But we may be missing something at this point. We are arguing for the Christian view of origins, which is not at all unimportant. But in the very act of arguing we are likely to miss (or postpone) a true wonder at God’s creation, which is what a proper contemplation of these themes should cause. Biblical writers never fall into this pit. Consequently, when they look at creation they inevitably end up praising God, and when they praise God, one of the things they praise him for is creation.

You are worthy, our Lord and God, to receive glory and honor and power, for you created all things, and by your will they were created and have their being. – Revelation 4:11

Can we not do that too? Our text tells us that God created “the heavens and the earth.” As we contemplate these great canvases of God’s work, are we not led to praise him?

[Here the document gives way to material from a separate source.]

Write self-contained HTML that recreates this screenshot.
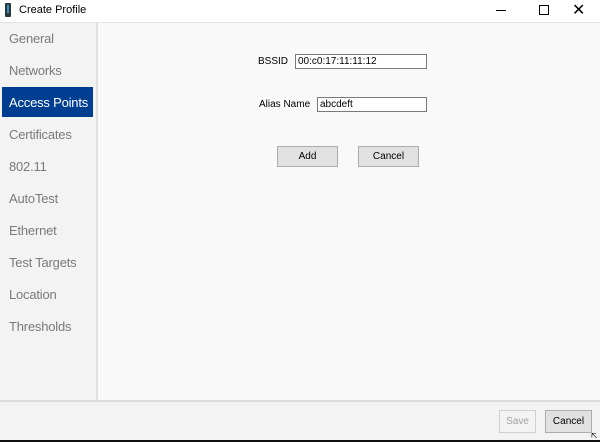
<!DOCTYPE html>
<html><head><style>
body{margin:0;width:600px;height:442px;overflow:hidden;background:#fff;font-family:"Liberation Sans",sans-serif;position:relative}
.a{position:absolute}
.nav{left:9px;font-size:13px;color:#7a7a7a;letter-spacing:-0.2px}
.lbl{font-size:10px;color:#000}
.in{background:#fff;border:1px solid #7a7a7a;font-size:10px;height:13px;line-height:13px;padding-left:2px;box-sizing:content-box}
.btn{background:#e1e1e1;border:1px solid #adadad;font-size:10px;text-align:center;box-sizing:border-box}
</style></head><body>
<div class="a" style="left:5px;top:3px;width:6px;height:14px;background:#2a3a3a;border-radius:1px"></div>
<div class="a" style="left:7px;top:5px;width:2px;height:8px;background:#3a8fd0"></div>
<div class="a" style="left:19px;top:4px;font-size:11px">Create Profile</div>
<div class="a" style="left:496px;top:10px;width:10px;height:1px;background:#000"></div>
<div class="a" style="left:539px;top:5px;width:8px;height:8px;border:1px solid #000"></div>
<div class="a" style="left:572px;top:0px;font-size:16px;font-weight:300">✕</div>
<div class="a" style="left:0;top:22px;width:600px;height:1px;background:#e5e5e5"></div>
<div class="a" style="left:0;top:23px;width:96px;height:377px;background:#f3f3f3;border-right:2px solid #e0e0e0"></div>
<div class="a" style="left:98px;top:23px;width:502px;height:377px;background:#f9f9f9"></div>
<div class="a nav" style="top:31px">General</div>
<div class="a nav" style="top:63px">Networks</div>
<div class="a" style="left:2px;top:87px;width:91px;height:30px;background:#003e92"></div>
<div class="a nav" style="top:95px;color:#fff">Access Points</div>
<div class="a nav" style="top:127px">Certificates</div>
<div class="a nav" style="top:159px">802.11</div>
<div class="a nav" style="top:191px">AutoTest</div>
<div class="a nav" style="top:223px">Ethernet</div>
<div class="a nav" style="top:255px">Test Targets</div>
<div class="a nav" style="top:287px">Location</div>
<div class="a nav" style="top:319px">Thresholds</div>
<div class="a lbl" style="left:258px;top:56px">BSSID</div>
<div class="a in" style="left:295px;top:54px;width:128px">00:c0:17:11:11:12</div>
<div class="a lbl" style="left:259px;top:99px">Alias Name</div>
<div class="a in" style="left:317px;top:97px;width:106px">abcdeft</div>
<div class="a btn" style="left:277px;top:146px;width:61px;height:21px;line-height:19px">Add</div>
<div class="a btn" style="left:358px;top:146px;width:61px;height:21px;line-height:19px">Cancel</div>
<div class="a" style="left:0;top:400px;width:600px;height:2px;background:#dcdcdc"></div>
<div class="a" style="left:0;top:402px;width:600px;height:38px;background:#f3f3f3"></div>
<div class="a btn" style="left:499px;top:410px;width:37px;height:23px;line-height:21px;background:#f3f3f3;border-color:#cfcfcf;color:#a0a0a0">Save</div>
<div class="a btn" style="left:545px;top:410px;width:47px;height:23px;line-height:21px">Cancel</div>
<div class="a" style="left:0;top:440px;width:600px;height:2px;background:#111"></div>
<div class="a" style="left:591px;top:432px;font-size:10px;line-height:10px">🡤</div>
</body></html>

How vast the heavens are! When we look up into the sky on a clear night we see perhaps 10,000 points of light. A few of these are the planets of our solar system that shine by reflected light. Thousands belong to the special grouping of stars known as the Milky Way, to which our sun belongs. Other thousands are entire galaxies, which shine as one point because they are so distant. We say 10,000 points because that is what we can see with unaided eyes. But these 10,000 are only the tiniest fraction of the existing stars. A typical galaxy contains billions of individual stars—our galaxy alone contains 200 billion stars. Its form is of a giant spiral rotating majestically in space, its glowing arms trailing behind it like the distended points of a pinwheel. Our sun is in one arm of the spiral. It makes a complete rotation in 250 million years. These figures are staggering. But this is only our galaxy. There are thousands of others visible to the naked eye and billions more within range of the 200-inch telescope on California’s Palomar Mountain.

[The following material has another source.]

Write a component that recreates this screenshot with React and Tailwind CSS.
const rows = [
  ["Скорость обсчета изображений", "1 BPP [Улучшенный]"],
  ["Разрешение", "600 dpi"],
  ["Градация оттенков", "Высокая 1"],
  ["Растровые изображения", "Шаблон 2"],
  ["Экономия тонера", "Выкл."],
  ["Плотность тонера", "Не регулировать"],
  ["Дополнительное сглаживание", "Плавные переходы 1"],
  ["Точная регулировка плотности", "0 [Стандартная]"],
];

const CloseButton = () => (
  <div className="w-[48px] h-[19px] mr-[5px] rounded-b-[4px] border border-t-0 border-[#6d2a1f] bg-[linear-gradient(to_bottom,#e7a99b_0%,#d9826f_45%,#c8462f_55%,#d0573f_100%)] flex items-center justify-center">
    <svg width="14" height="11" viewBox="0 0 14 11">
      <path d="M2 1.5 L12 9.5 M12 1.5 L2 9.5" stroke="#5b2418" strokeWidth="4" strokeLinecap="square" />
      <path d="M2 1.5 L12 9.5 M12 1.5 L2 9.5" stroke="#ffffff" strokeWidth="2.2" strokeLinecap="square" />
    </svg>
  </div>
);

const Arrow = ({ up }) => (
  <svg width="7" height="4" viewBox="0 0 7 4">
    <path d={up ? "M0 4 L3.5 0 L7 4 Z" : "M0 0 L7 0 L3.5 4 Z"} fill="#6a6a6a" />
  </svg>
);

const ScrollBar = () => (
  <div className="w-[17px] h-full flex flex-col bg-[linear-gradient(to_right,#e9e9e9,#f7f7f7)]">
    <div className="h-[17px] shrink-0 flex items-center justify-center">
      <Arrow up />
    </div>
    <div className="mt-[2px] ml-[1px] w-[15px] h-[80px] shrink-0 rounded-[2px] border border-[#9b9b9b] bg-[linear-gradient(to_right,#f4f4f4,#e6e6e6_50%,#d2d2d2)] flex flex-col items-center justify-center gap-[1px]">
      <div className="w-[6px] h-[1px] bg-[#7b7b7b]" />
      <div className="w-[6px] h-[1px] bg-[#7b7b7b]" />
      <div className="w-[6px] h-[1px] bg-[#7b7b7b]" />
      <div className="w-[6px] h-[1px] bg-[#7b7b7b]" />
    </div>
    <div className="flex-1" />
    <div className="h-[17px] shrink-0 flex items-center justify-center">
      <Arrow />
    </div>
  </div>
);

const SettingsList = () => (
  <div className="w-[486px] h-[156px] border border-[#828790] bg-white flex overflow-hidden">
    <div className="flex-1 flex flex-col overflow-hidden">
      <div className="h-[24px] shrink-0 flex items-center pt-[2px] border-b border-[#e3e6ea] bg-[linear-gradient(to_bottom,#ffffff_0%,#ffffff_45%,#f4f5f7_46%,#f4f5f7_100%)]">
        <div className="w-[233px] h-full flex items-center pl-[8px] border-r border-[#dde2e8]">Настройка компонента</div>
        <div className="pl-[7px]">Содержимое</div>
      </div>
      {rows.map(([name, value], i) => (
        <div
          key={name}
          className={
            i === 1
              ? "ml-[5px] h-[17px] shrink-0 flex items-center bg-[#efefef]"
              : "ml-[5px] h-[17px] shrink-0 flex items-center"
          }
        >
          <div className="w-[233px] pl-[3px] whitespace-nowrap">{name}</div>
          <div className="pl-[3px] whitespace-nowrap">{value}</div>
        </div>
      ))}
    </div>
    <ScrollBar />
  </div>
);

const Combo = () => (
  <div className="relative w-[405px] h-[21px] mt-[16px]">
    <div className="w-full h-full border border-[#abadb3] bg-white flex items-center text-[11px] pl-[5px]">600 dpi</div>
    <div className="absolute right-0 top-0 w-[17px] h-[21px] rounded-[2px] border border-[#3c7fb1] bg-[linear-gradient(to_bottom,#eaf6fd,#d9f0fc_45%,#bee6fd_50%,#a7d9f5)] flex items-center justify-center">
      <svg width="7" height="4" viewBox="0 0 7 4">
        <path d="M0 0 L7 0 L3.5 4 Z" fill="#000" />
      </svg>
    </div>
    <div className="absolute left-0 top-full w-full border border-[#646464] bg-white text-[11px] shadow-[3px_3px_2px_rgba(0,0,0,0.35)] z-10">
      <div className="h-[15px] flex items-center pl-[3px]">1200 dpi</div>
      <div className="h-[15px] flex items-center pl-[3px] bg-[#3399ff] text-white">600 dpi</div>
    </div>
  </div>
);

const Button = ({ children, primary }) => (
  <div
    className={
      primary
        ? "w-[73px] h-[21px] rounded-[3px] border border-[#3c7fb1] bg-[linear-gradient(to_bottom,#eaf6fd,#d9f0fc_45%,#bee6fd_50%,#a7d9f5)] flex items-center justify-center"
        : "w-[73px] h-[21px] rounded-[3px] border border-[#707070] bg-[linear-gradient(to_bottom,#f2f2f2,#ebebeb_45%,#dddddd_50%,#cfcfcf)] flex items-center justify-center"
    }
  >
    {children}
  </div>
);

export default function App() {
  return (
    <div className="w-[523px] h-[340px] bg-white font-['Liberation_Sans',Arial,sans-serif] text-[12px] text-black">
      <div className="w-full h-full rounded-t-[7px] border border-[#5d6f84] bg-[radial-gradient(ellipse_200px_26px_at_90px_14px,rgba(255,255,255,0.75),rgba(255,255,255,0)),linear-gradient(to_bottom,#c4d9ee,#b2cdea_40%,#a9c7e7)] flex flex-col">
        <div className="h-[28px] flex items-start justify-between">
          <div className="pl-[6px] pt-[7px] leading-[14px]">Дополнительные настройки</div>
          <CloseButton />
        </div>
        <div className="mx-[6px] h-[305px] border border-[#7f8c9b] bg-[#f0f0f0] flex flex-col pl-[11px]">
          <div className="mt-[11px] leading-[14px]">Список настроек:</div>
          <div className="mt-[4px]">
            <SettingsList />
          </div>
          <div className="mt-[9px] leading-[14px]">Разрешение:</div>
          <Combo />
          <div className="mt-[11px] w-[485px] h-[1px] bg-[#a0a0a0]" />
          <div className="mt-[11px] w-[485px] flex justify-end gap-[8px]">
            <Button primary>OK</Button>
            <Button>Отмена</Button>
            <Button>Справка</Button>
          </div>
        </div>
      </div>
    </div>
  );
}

As revealed to us by time exposure photography, these distant galaxies of stars display a seemingly unending array of beauty. Some are spirals like ours. Others are nearly spherical clusters. Others are flattened out like pancakes. Still others are irregular. All the stars in the heavens are clustered together in these intricate and beautiful groupings.

Again, the galaxies are scattered about in an irregular pattern. Between them there are vast amounts of space. The distance from one edge of an average galaxy to the other edge is approximately 600 thousand trillion miles. The average distance from one galaxy to another is 20 million trillion miles. If these numbers were to be written out in zeros, they would fill up several lines of type. So to avoid such large numbers astronomers generally use a unit of distance called the light-year, that is, the distance light travels in one year at the speed of 186,000 miles per second. A light-year is approximately 6 trillion miles. Translated into these terms, the size of an average galaxy is 100 thousand light-years, and the distance between them is 3 million light-years approximately.

The Andromeda Galaxy is the galaxy closest to our own Milky Way. It is separated from us by 2 million light-years. This means that the light coming to us now from Andromeda has taken 2 million years to get here. Put in other terms, it means that when we look at Andromeda what we see is the galaxy as it existed, not a moment ago, but 2 million years in the past.

Moreover, the galaxies are not fixed in space but rather are moving away from each other at tremendous speeds. Vesto Melvin Slipher, the first to discover this fact, found that the galaxies he could observe were moving away from the earth at several million miles per hour. His scientific followers, Milton Humason and Edwin Hubble, showed that the most distant galaxies were retreating from us at the rate of 100 million miles per hour. Moreover, everything is retreating from everything. Nothing is coming toward us, nor is anything coming toward any other galaxy. This means that the universe is expanding. By working backward from the present position of the galaxies and their known speed, astronomers have placed the origins of the universe approximately 15 to 20 billion years in the past.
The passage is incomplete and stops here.